Pickford never produced the movie and Shirley went on to a respectable adult career before she got weary of Hollywood and retired in 1949. Pickford retired to her famous estate, Pickfair (a combination of Pickford and Fairbanks, Mary's second husband), with her third husband, Charles "Buddy Rogers." Pickfair can be seen here in this 1954 image:



As Mary got older, her public appearances became fewer and fewer. In this previously published photo on Daveland, you can see her with Rogers at Disneyland outside of the Main Street Cinema:



Here's to Mary Pickford; one of the greatest legends of the movies. To quote Norma Desmond in "Sunset Boulevard": "We didn't need dialogue. We had faces!"

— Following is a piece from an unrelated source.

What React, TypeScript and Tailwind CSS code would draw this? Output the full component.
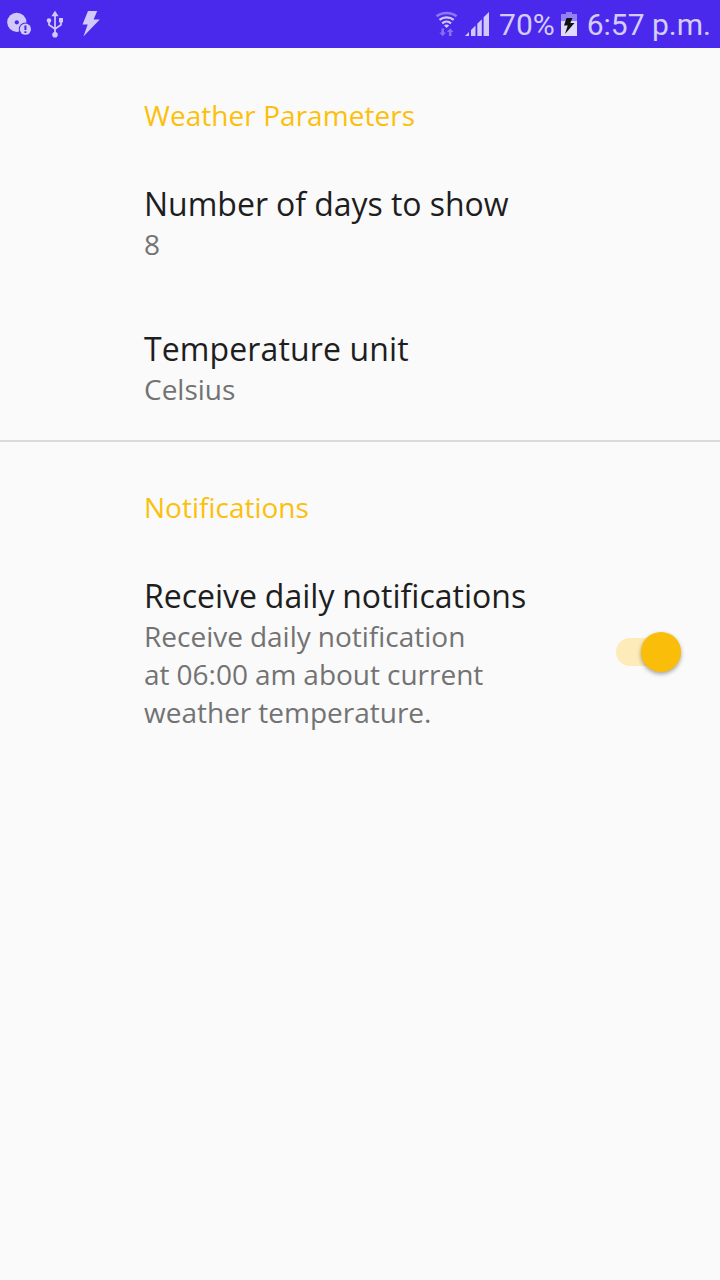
const H = "text-[28px] leading-[38px] text-[#fcc00c]";
const T = "text-[32px] leading-[44px] text-[#1e1e1f]";
const S = "text-[28px] leading-[38px] text-[#737373]";

function NotificationIcons() {
  return (
    <svg className="h-12 w-[110px]" viewBox="0 0 110 48" fill="#d2c9fb">
      <circle cx="16.8" cy="22.3" r="9.6" />
      <circle cx="16.8" cy="22.3" r="2.1" fill="#4a29ed" />
      <circle cx="25.4" cy="29.2" r="6.6" fill="#4a29ed" />
      <circle cx="25.4" cy="29.2" r="5.6" />
      <path d="M24.4 25.4h2v4.6h-2zM24.4 31.2h2v1.9h-2z" fill="#4a29ed" />
      <path d="M55 10.8l3.6 5.4h-7.2z" />
      <path d="M55 15v19M49 20.5v4.2l6 4.3M61 20.5v4.2l-6 4.3" fill="none" stroke="#d2c9fb" strokeWidth="1.7" />
      <circle cx="49" cy="20.5" r="2.3" />
      <path d="M59 18h4v4.4h-4z" />
      <circle cx="55" cy="34.8" r="2.8" />
      <path d="M88 11h9.2l-3.6 8.6h6.2L83.4 36.6l4.3-12.2h-5.2z" />
    </svg>
  );
}

function NetworkIcons() {
  return (
    <svg className="h-12 w-[60px]" viewBox="432 0 60 48" fill="none" stroke="#d2c9fb" strokeWidth="2.2">
      <path d="M436.6 16.3C442 11.9 451.2 11.9 456.6 16.3" strokeWidth="2.5" opacity=".5" />
      <path d="M439.5 19.9C443.4 16.6 449.8 16.6 453.7 19.9M442.2 23.4C444.8 21.1 448.4 21.1 451 23.4" />
      <path d="M444 25.5Q446.6 23.700 449.2 25.5L446.6 28.1z" fill="#d2c9fb" stroke="none" />
      <path d="M441.4 28.5h2.6v4h2l-3.3 3.8-3.3-3.8h2zM448.9 36h2.6v-4h2l-3.3-3.8-3.3 3.8h2z" fill="#8470f3" stroke="none" />
      <path d="M465 36l4-4v4zM471 36v-6l4.5-4.5V36zM477.3 36V23.7l4.5-4.5V36zM483.6 36V17.2l5.4-5.2v24z" fill="#d2c9fb" stroke="none" />
    </svg>
  );
}

function BatteryIcon() {
  return (
    <svg className="h-12 w-4" viewBox="561 0 16 48">
      <path d="M561 14h5v-2h6v2h5v7h-16z" fill="#947ff5" />
      <path d="M561 21h16v15h-16z" fill="#e0dafc" />
      <path d="M566.5 18h6l-2.2 5h4.2l-9.5 11 2.7-8.5H564z" fill="#111" />
    </svg>
  );
}

function Toggle() {
  return (
    <button role="switch" aria-checked="true" aria-label="Receive daily notifications" className="mt-16 mr-[39px] flex h-7 w-[65px] items-center justify-end rounded-full bg-[#fdebb9]">
      <span className="size-10 shrink-0 rounded-full bg-[#fabe0a] shadow-[0_2px_4px_rgba(0,0,0,0.35)]" />
    </button>
  );
}

export default function App() {
  return (
    <div className="flex h-[1280px] w-[720px] flex-col overflow-hidden bg-[#fafafa] font-['Open_Sans',sans-serif]">
      <header className="flex h-12 shrink-0 items-center justify-between bg-[#4a29ed] font-['Roboto',sans-serif] text-[30px] text-[#d4ccfb]">
        <NotificationIcons />
        <div className="flex items-center pr-[9px]">
          <NetworkIcons />
          <span className="ml-[7px] mr-[6px]">70%</span>
          <BatteryIcon />
          <span className="ml-[10px]">6:57 p.m.</span>
        </div>
      </header>
      <main className="flex flex-col">
        <section className="flex h-[394px] flex-col border-b-2 border-[#dadada] pl-36">
          <h2 className={`${H} mt-[48px] tracking-[0.05px]`}>Weather Parameters</h2>
          <div className="mt-[48px]"><div className={`${T} [word-spacing:-0.2px]`}>Number of days to show</div><div className={`${S} -mt-px`}>8</div></div>
          <div className="mt-16"><div className={`${T} tracking-[0.12px]`}>Temperature unit</div><div className={`${S} -mt-px`}>Celsius</div></div>
        </section>
        <section>
          <h2 className={`${H} mt-[46px] pl-36`}>Notifications</h2>
          <div className="mt-[48px] flex justify-between pl-36">
            <div><div className={`${T} [word-spacing:-0.5px]`}>Receive daily notifications</div><div className={`${S} -mt-px [word-spacing:-0.3px]`}>Receive daily notification<br />at 06:00 am about current<br />weather temperature.</div></div>
            <Toggle />
          </div>
        </section>
      </main>
    </div>
  );
}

See more movie celebrity photos on my main website.

4 comments:

Major Pepperidge said...

Wow, "Two Greatest Has-Beens", that really was cruel and class-less. Look how cute Shirley was! You'd think the studio could have found some decent ingénue roles for her.

Connie Moreno said...

I learned a lot today. Mary had a head on her shoulders!

Daveland said...

Major - Shirley had a fairly successful teen career, but lost interest in the movies and retired at the tender age of 17. She focused her attention on her family and then eventually politics.

Chiana_Chat said...

There has been a huge shift in focus upon teenagers since the 1970s. When you think about attitudes towards representing a teenager in the mainstream entertainment of the 1920s-1960s, there just isn't a lot of good possibilities; add that we're talking a female and a fundamentally "good" character and we're down to... what they got. Such are "supposed" to settle down to be a "good man's wife" and in many senses, the less noticeable and remarkable the better, aside from being attractive and needing a man. In a polite, compliant, undemanding way. Portraying that doesn't offer much challenge or career.

Shirley "transitioned" well for the time but I certainly can't blame her for having lost interest or focus on movies when the disinterest was at best mutual.